К счастью для Мартынова, полковник Кузубов оказался прекрасным товарищем и большим докой по строевой и хозяйственной части. Он указал Мартынову на двух унтер-офицеров, которые занимались всем этим делом на первом этаже управления, и порекомендовал доплачивать им по 2–3 рубля в месяц, чтобы они взяли все обязанности нового адъютанта на себя. Так и получилось: унтер-офицеры были довольны, легко и свободно чувствовал себя на новом месте Мартынов. А скоро он уже пересел за «секретный» стол и погрузился в следовательскую работу. Пока же Секеринский порекомендовал ему снять квартиру поближе к месту работы.
Мартынов раньше всех приходил в управление, знакомился с оставленными накануне подготовленными в отделении и поступившими из других подразделений документами, составлял при необходимости меморандумы и шел на доклад к начальнику. Секеринский был, конечно, не чета московскому Шрамму. О служебном экипаже мы уже упоминали, но он и ежеутренние доклады адъютанта принимал иначе. Он не любил читать подписываемые им бумаги — за исключением особо важных, а только после устного доклада о содержании документа бросал на Мартынова добродушно-ехидный взгляд и спрашивал:
— Так ли это?
— Так точно, ваше превосходительство! — неизменно отвечал Мартынов.
После этих успокоительных слов бумага подписывалась. Подпись генерал-лейтенанта была такой тонкой и мелкой, что иногда Мартынову казалось, что ее на бумаге и вовсе не было. «Пинхус» также любил, чтобы сперва докладывались самые важные документы, а менее значительные — в самом конце.

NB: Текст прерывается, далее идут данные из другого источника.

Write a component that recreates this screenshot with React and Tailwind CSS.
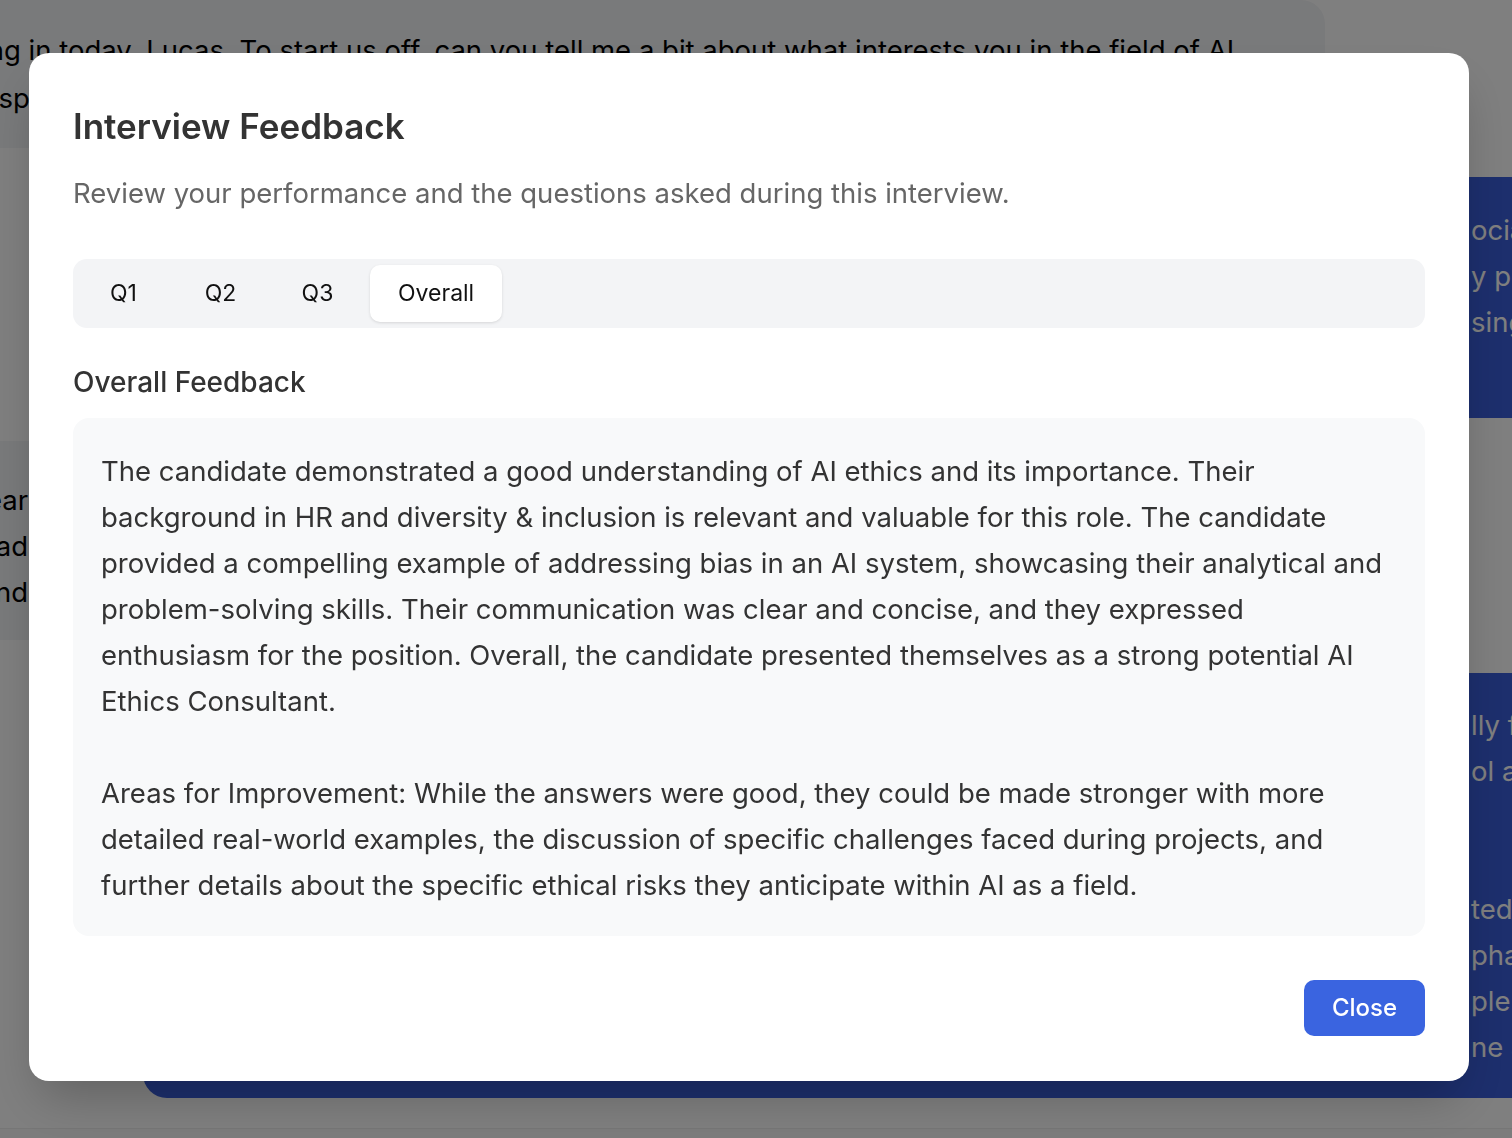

К одиннадцати часам в отделении появлялся вахмистр Галочкин, «почтенный и неглупый человек — лукавый царедворец — и докладывал нам, что его превосходительство изволят сейчас сойти вниз». Сотрудники отделения понимали, что Секеринский, «окончивши фриштик» и напившись кофе, скоро спустится из своей квартиры в канцелярию и в сопровождении своего заместителя Кузубова и «лукавого царедворца» Галочкина будет торжественно обходить кабинеты управления. «Пинхус» обожал эти торжественные обходы и был не на шутку огорчен, если кто-нибудь из свиты не выдерживал подобающей моменту торжественности.